Вместе с братом Михайлой пошел я к Куруте просить, чтобы Александра перевели в гвардейский корпус, хоть на время, для того чтобы мы могли за ним ходить. Курута тотчас же пошел к Константину Павловичу, который на то согласился, и через два часа Александр был прикомандирован к гвардейскому корпусу. Не знаю, через кого великий князь узнал о нужде, в которой мы находились; думаю, что в этом участвовал адъютант его Олсуфьев; только приказано было выдать нам из собственной, говорили, казны Его Высочества по 100 рублей бумажками на каждого. Хотя мы были без гроша денег, но посоветовались между собою, принимать ли эти деньги или нет? Рассудили, что, так как нельзя было великому князю отказать в приеме от него дара и что не было стыда ему обязываться, то деньги принять, и потому приняли их. Давно уже у нас не было такой суммы: 300 рублей у троих вместе. Мы сделали себе небольшой запас водки и колбасы и начали жить пороскошнее прежнего.

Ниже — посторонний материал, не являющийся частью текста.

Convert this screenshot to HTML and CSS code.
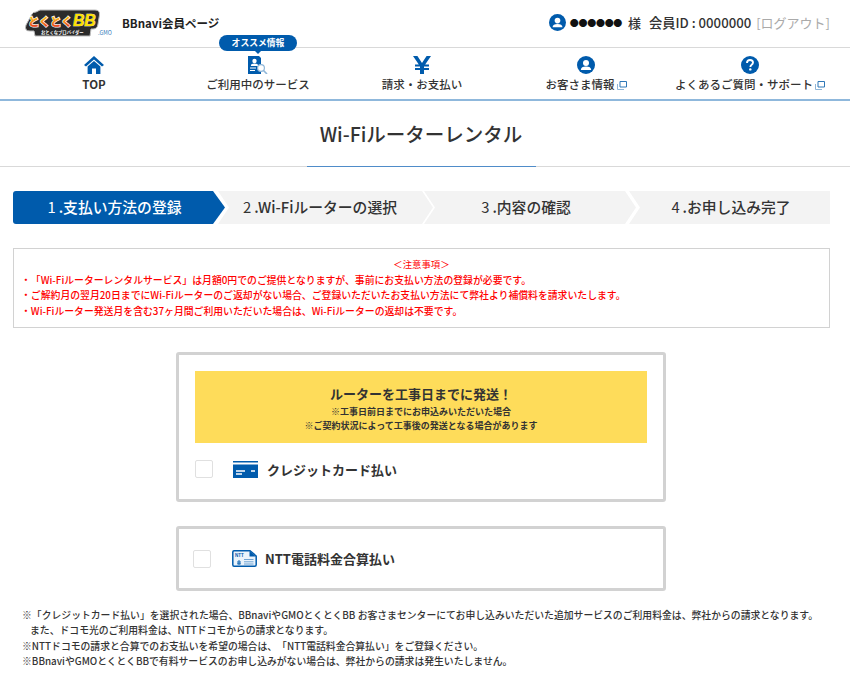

Мы положили Александра в общий сарай; но, видя, что адъютантам великого князя неприятно было лежать с больным, мы перенесли его на край деревни, в квартиру адъютантов генерала Ермолова, между коими Муромцов и Фон Визин нам были знакомы; с ними стоял и Петр Николаевич Ермолов. Добрые сослуживцы приняли брата ласково, дали ему лучший угол, ходили за ним, и через два дня он начал уже говорить и стал на ноги. Но я заразился от него через трубку, которую он мне дал курить; не более как час спустя после того показался у меня на языке пупырышек, а на другой вся внутренность покрылась сыпью и язвами, так что, при выступлении нашем из Полоцка, я уже был без языка и так болен, что не мог ехать верхом. Я не мог ничем питаться, кроме молока, и эта самая пища послужила мне лекарством. При выступлении нашем из Витебска я уже был опять на службе. Болезнь эта была, по-видимому, цинготная, и хотя я тогда от сего первого припадка поправился, но вскоре после того следы сей болезни обнаружились язвами на ногах, от которых я долго страдал, но, перемогаясь, не отставал от исполнения своих обязанностей.
Александр по выздоровлении своем оставался еще некоторое время при штабе великого князя, состоя при гвардейской пехоте, которой командовал генерал-лейтенант Лавров. Ермолов был назначен начальником Главного штаба при Барклае де Толли. Генерал-квартирмейстер Мухин был отправлен в Петербург, а на его место поступил квартирмейстерской части полковник Толь, офицер храбрый, решительный и опытный в военном деле. Он был известен по своим способностям, но не имел особенного ученого образования. Толь держался во все время войны на этом месте и, будучи полковником, распоряжался тогда действиями всей армии. Зная, сколько русские не любили немцев, он часто порицал медленность последних; но не менее того поддерживал и выводил в люди своих родственников и земляков. Толь хорошо знает по-русски, по-немецки же говорит только там, где нужно. Речь его всегда смелая и дельная. Однако же офицеры за его грубое обращение не любили его; он горд, вспыльчив, бывает даже и зол; впрочем, не слышно было, чтобы он кого-либо погубил по службе; напротив того, многих из служивших при нем он вывел в чины. Мало спит, деятелен и в огне особенно неутомим. Толь происхождения незнатного. Отец его живет в Нарве и, говорят, в бедности. Средства к жизни Толь сам приобрел трудами и службой.